• PROVIDED DATA
Start

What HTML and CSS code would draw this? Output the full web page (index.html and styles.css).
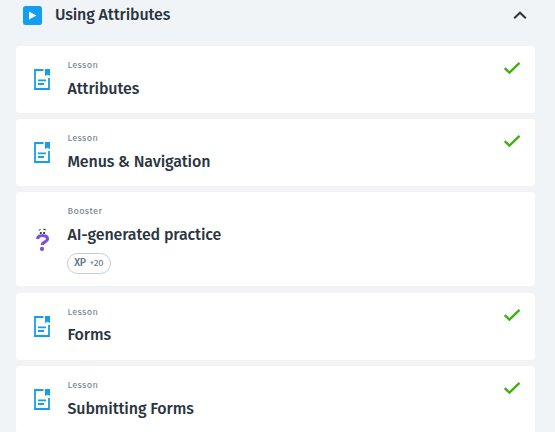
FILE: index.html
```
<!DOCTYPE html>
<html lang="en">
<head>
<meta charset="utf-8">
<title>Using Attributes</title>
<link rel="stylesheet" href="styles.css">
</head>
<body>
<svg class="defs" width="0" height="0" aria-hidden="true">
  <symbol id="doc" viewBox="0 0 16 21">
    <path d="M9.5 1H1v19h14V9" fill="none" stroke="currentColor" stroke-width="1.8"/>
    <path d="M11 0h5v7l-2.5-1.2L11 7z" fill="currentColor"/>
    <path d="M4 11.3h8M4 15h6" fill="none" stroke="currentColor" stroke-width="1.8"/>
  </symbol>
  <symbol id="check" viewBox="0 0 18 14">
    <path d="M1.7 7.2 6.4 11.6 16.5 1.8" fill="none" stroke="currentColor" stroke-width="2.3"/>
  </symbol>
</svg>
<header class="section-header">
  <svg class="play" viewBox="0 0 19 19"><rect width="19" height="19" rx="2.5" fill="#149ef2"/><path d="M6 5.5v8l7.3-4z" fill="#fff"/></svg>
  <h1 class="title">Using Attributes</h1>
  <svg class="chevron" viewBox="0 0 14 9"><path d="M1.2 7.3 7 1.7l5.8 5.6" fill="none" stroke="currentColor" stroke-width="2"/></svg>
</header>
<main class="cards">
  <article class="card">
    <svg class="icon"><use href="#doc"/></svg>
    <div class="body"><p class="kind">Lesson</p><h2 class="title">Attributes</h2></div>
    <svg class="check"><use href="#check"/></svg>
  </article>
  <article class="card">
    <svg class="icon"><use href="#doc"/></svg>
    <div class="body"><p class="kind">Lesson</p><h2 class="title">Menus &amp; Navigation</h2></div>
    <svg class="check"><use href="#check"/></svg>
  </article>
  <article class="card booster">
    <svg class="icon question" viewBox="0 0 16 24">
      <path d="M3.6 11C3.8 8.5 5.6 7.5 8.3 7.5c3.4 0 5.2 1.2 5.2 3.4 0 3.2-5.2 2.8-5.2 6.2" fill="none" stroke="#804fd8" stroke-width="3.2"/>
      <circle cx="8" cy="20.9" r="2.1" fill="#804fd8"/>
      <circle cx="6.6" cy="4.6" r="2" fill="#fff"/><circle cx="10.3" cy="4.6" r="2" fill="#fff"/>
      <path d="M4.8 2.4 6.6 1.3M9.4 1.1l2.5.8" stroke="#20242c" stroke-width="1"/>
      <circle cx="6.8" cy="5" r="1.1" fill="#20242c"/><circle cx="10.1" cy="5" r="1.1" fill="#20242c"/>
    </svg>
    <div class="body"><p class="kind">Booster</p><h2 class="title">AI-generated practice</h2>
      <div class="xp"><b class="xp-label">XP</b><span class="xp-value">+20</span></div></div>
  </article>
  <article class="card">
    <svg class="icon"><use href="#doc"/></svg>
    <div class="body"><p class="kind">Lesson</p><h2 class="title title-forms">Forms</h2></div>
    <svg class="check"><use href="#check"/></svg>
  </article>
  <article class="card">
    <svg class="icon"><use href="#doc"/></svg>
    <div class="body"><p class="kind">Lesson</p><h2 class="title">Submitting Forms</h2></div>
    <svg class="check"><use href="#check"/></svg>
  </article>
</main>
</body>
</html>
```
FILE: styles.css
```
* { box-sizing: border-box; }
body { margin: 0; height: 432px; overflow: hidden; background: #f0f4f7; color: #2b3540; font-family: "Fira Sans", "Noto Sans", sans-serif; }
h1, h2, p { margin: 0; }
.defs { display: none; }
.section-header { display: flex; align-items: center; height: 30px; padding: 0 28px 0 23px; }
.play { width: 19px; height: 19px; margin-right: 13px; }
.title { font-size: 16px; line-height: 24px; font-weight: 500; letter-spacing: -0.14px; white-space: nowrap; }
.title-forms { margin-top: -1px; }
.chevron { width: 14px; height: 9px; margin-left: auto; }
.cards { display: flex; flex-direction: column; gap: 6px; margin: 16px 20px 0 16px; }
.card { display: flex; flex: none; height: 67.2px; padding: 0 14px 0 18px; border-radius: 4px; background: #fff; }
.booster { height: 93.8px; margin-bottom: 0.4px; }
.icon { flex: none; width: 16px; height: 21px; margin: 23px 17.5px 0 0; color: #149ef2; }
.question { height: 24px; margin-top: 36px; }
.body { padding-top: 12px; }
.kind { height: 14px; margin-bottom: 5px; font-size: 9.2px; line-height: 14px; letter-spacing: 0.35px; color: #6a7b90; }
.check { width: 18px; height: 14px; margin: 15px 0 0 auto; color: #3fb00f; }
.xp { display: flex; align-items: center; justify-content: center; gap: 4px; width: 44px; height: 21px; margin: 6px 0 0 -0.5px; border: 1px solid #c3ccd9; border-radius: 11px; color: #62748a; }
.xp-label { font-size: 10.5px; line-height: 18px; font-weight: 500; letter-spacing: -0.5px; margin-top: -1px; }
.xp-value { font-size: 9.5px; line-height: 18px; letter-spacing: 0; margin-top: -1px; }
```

End

• SHORT PROBLEM
Show all lines above holding "index".

• REPLY
What HTML and CSS code would draw this? Output the full web page (index.html and styles.css).
FILE: index.html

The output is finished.